→ Data block:
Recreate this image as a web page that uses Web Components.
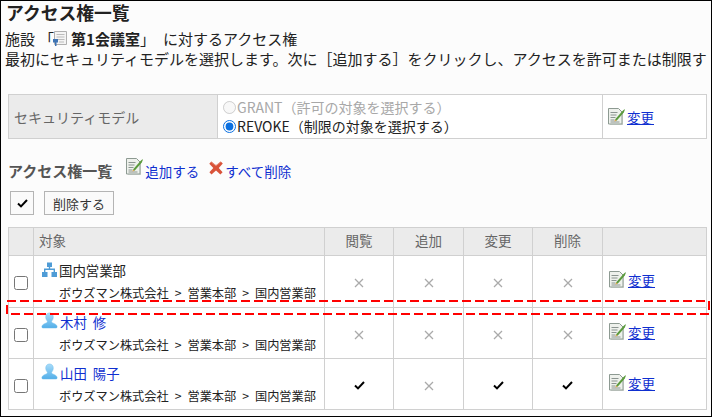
<!DOCTYPE html>
<html lang="ja">
<head>
<meta charset="utf-8">
<title>アクセス権一覧</title>
<style>
  html, body { margin: 0; padding: 0; background: #fff; }
  body { font-family: "Noto Sans CJK JP", "Noto Sans", sans-serif; }
</style>
</head>
<body>
<access-page></access-page>

<script>
const ICONS = {
  edit: `<svg width="17" height="17" viewBox="0 0 17 17">
    <path d="M.5.500h10l3.500 3.500v12H.5z" fill="#eef1ec" stroke="#8d9a92"/>
    <path d="M14.500 5v11.500H2" fill="none" stroke="#b4bcb6"/>
    <path d="M2.500 4.500h7M2.500 7h6M2.500 9.500h5M2.500 12h4M2.500 14h9" stroke="#8b9490"/>
    <path d="M7 11.500 14.200 3.200 16.400 1.200 16.900 1.800 15.800 4.600 8.600 12.800z" fill="#5a9a3c"/>
    <path d="M7 11.500 6.400 13.400 8.600 12.800z" fill="#e0a040"/>
  </svg>`,
  del: `<svg width="14" height="14" viewBox="0 0 14 14">
    <path d="M2.300.600 7 4.200 11.700.400 13.800 2.600 9.800 7 13.600 11.300 11.400 13.400 7 9.600 2.500 13.400.400 11.200 4.300 7 .300 2.700z" fill="#d9533a"/>
    <path d="M2.300 1.100 7 4.700 11.700 1" fill="none" stroke="#e99a86" stroke-width=".8"/>
  </svg>`,
  org: `<svg width="15" height="15" viewBox="0 0 15 15">
    <path d="M5 .5h5v4.500H5zM0 10h5.500v5H0zM9.500 10H15v5H9.500z" fill="#4f9cd6"/>
    <path d="M7.500 4.500v3.200M2.700 10.500V7.300h9.600v3.200" fill="none" stroke="#4f9cd6" stroke-width="1.400"/>
  </svg>`,
  user: `<svg width="17" height="17" viewBox="0 0 18 17">
    <defs><linearGradient id="u" x1="0" y1="0" x2="0" y2="1">
      <stop offset="0" stop-color="#a8dcfa"/><stop offset="1" stop-color="#52aee8"/>
    </linearGradient></defs>
    <path d="M9 .5c2.600 0 4 2 4 4.400 0 1.800-.8 3.300-1.700 4.200-.3.900 0 1.500 1 2 2 .8 4.200 1.600 4.700 3.400.2.900-.2 2-1 2H2c-.8 0-1.200-1.100-1-2 .5-1.800 2.700-2.600 4.700-3.400 1-.5 1.300-1.100 1-2C5.800 8.200 5 6.700 5 4.900 5 2.500 6.400.5 9 .5z" fill="url(#u)" stroke="#6dbdec" stroke-width=".5"/>
  </svg>`,
  room: `<svg width="15" height="16" viewBox="0 0 15 16">
    <path d="M1.500.500h12v13h-12z" fill="#f4f4f4" stroke="#b0b0b0"/>
    <path d="M3.500 3.500h8M3.500 6h8M3.500 8.500h8M6 11h5" stroke="#bcbcbc"/>
    <path d="M0 8h5v3.500H3.500V15H2v-3.500H0z" fill="#3f74b4"/>
  </svg>`,
  check: `<svg width="11" height="9" viewBox="0 0 11 9"><path d="M1 4.500 4 7.400 10 1" fill="none" stroke="#000" stroke-width="2"/></svg>`,
  cross: `<svg width="10" height="10" viewBox="0 0 10 10"><path d="M1 1 9 9M9 1 1 9" fill="none" stroke="#aaa" stroke-width="1.300"/></svg>`
};

class IconLink extends HTMLElement {
  connectedCallback() {
    const icon = this.getAttribute('icon');
    const root = this.attachShadow({ mode: 'open' });
    root.innerHTML = `
      <style>
        :host { display: inline-flex; align-items: flex-end; gap: 2px; color: #0f2fd0; font-size: 13.500px; line-height: 18px; white-space: nowrap; }
        :host([raised]) svg { margin-bottom: 5px; }
        svg { display: block; margin-bottom: 1px; }
        span.u { text-decoration: underline; }
      </style>
      ${ICONS[icon]}<span class="${this.hasAttribute('underline') ? 'u' : ''}"><slot></slot></span>
    `;
  }
}
customElements.define('icon-link', IconLink);

class SecurityModel extends HTMLElement {
  connectedCallback() {
    const root = this.attachShadow({ mode: 'open' });
    root.innerHTML = `
      <style>
        :host { display: block; margin: 0 0 0 8px; width: 699px; }
        table { width: 100%; height: 45px; border-collapse: collapse; table-layout: fixed; font-size: 14px; }
        td { border: 1px solid #d0d0d0; padding: 0; background: #fff; }
        td.label { width: 209px; background: #ebebeb; color: #666; font-size: 14px; padding-left: 5px; box-sizing: border-box; }
        td.action { width: 104px; padding: 3px 0 0 5px; box-sizing: border-box; }
        label { display: flex; align-items: center; height: 19px; color: #222; white-space: nowrap; }
        label.off { color: #a8a8a8; }
        input { margin: 0 1px 0 5px; width: 13px; height: 13px; accent-color: #0a6fe0; }
      </style>
      <table>
        <tr>
          <td class="label">セキュリティモデル</td>
          <td>
            <label class="off"><input type="radio" name="m" disabled>GRANT（許可の対象を選択する）</label>
            <label><input type="radio" name="m" checked>REVOKE（制限の対象を選択する）</label>
          </td>
          <td class="action"><icon-link icon="edit" underline>変更</icon-link></td>
        </tr>
      </table>
    `;
  }
}
customElements.define('security-model', SecurityModel);

const RIGHTS = [
  { icon: 'org', name: '国内営業部', marks: '0000', link: false },
  { icon: 'user', name: '木村 修', marks: '0000', link: true },
  { icon: 'user', name: '山田 陽子', marks: '1011', link: true }
];

class AccessTable extends HTMLElement {
  connectedCallback() {
    const filas = RIGHTS.map(r => `
      <tr>
        <td class="sel"><input type="checkbox"></td>
        <td class="target">
          <div class="name ${r.link ? 'link' : ''} ${r.icon}">${ICONS[r.icon]}<span>${r.name}</span></div>
          <div class="path">ボウズマン株式会社<i>&gt;</i>営業本部<i>&gt;</i>国内営業部</div>
        </td>
        ${[...r.marks].map(m => `<td class="mark">${m === '1' ? ICONS.check : ICONS.cross}</td>`).join('')}
        <td class="action"><icon-link icon="edit" underline>変更</icon-link></td>
      </tr>
    `).join('');

    const root = this.attachShadow({ mode: 'open' });
    root.innerHTML = `
      <style>
        :host { display: block; margin-left: 8px; width: 699px; }
        table { width: 100%; border-collapse: collapse; table-layout: fixed; font-size: 13px; background: #fff; }
        th, td { border: 1px solid #d0d0d0; padding: 0; }
        th { height: 24px; padding-bottom: 3px; background: #ebebeb; color: #666; font-weight: 400; font-size: 13.500px; }
        th.left { text-align: left; padding-left: 5px; }
        tbody tr { height: 51px; }
        tbody tr:first-child { height: 52px; }
        td.sel { text-align: center; }
        td.sel input { margin: 0; width: 14px; height: 14px; accent-color: #666; vertical-align: middle; }
        td.target { padding-left: 7px; }
        .name { display: flex; align-items: center; height: 20px; gap: 2px; font-size: 13.400px; color: #222; margin-top: -1px; word-spacing: 3px; }
        .name.org { padding-left: 1px; }
        .name.link { color: #0f2fd0; }
        .name svg { display: block; margin-top: -2px; }
        .path { font-size: 12.200px; line-height: 18px; margin: 4px 0 0 18px; color: #222; white-space: nowrap; }
        .path i { font-style: normal; margin: 0 6px; }
        td.mark { text-align: center; }
        td.mark svg { vertical-align: middle; }
        td.action { padding-left: 6px; }
      </style>
      <table>
        <colgroup>
          <col style="width:25px"><col style="width:291px"><col style="width:69px"><col style="width:70px"><col style="width:69px"><col style="width:70px"><col>
        </colgroup>
        <thead>
          <tr><th></th><th class="left">対象</th><th>閲覧</th><th>追加</th><th>変更</th><th>削除</th><th></th></tr>
        </thead>
        <tbody>${filas}</tbody>
      </table>
    `;
  }
}
customElements.define('access-table', AccessTable);

class AccessPage extends HTMLElement {
  connectedCallback() {
    const root = this.attachShadow({ mode: 'open' });
    root.innerHTML = `
      <style>
        :host { display: block; position: relative; box-sizing: border-box; width: 712px; height: 417px; overflow: hidden;
          background: #fcfcfc; border: 1px solid #000; color: #222;
          font-family: "Noto Sans CJK JP", "Noto Sans", sans-serif; margin: 0; }
        .inner { margin: 0 0 0 -1px; }
        h1 { margin: 0 0 0 6px; font-size: 17.800px; line-height: 23px; font-weight: 700; color: #222; }
        .lead { margin: 5px 0 0 5px; font-size: 15px; line-height: 20px; white-space: nowrap; height: 40px; overflow: hidden; }
        .lead svg { vertical-align: -2px; margin: 0 3px 0 1px; }
        .lead b { font-weight: 700; }
        .lead .open { margin-left: 4px; margin-right: -2px; }
        .lead .after { margin-left: 8px; }
        .spacer { height: 25px; }
        h2 { margin: 0; font-size: 15px; line-height: 18px; font-weight: 700; color: #555; }
        .bar { display: flex; align-items: flex-end; margin: 17px 0 0 8px; height: 24px; }
        .bar .add { margin-left: 14px; }
        .bar .clear { margin-left: 10px; }
        .tools { display: flex; gap: 10px; margin: 11px 0 0 10px; height: 24px; }
        button { font: inherit; font-size: 13px; background: #fafafa; border: 1px solid #b4b4b4; padding: 0; height: 24px; color: #333; box-sizing: border-box; }
        .all { width: 24px; display: flex; align-items: center; justify-content: center; }
        .delete { width: 70px; }
        .gap { height: 12px; }
        .focus { position: absolute; left: 5px; top: 299px; display: block; }
      </style>
      <div class="inner">
        <h1>アクセス権一覧</h1>
        <div class="lead">施設<span class="open">「</span>${ICONS.room}<b>第1会議室</b>」<span class="after">に対するアクセス権</span><br>最初にセキュリティモデルを選択します。次に［追加する］をクリックし、アクセスを許可または制限す</div>
        <div class="spacer"></div>
        <security-model></security-model>
        <div class="bar">
          <h2>アクセス権一覧</h2>
          <icon-link class="add" icon="edit" raised>追加する</icon-link>
          <icon-link class="clear" icon="del" raised>すべて削除</icon-link>
        </div>
        <div class="tools">
          <button class="all" aria-label="すべて選択">${ICONS.check}</button>
          <button class="delete">削除する</button>
        </div>
        <div class="gap"></div>
        <access-table></access-table>
      </div>
      <svg class="focus" width="704" height="16" viewBox="0 0 704 16">
        <rect x="1" y="1" width="702" height="13" fill="none" stroke="#f00" stroke-width="2" stroke-dasharray="9 4"/>
      </svg>
    `;
  }
}
customElements.define('access-page', AccessPage);
</script>
</body>
</html>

→ Aim of the exercise: Leave out the pictures. Transcribe only the lines above, from the first through the one that contains "<access-page></access-page>".

→ Response below:
Recreate this image as a web page that uses Web Components.
<!DOCTYPE html>
<html lang="ja">
<head>
<meta charset="utf-8">
<title>アクセス権一覧</title>
<style>
  html, body { margin: 0; padding: 0; background: #fff; }
  body { font-family: "Noto Sans CJK JP", "Noto Sans", sans-serif; }
</style>
</head>
<body>
<access-page></access-page>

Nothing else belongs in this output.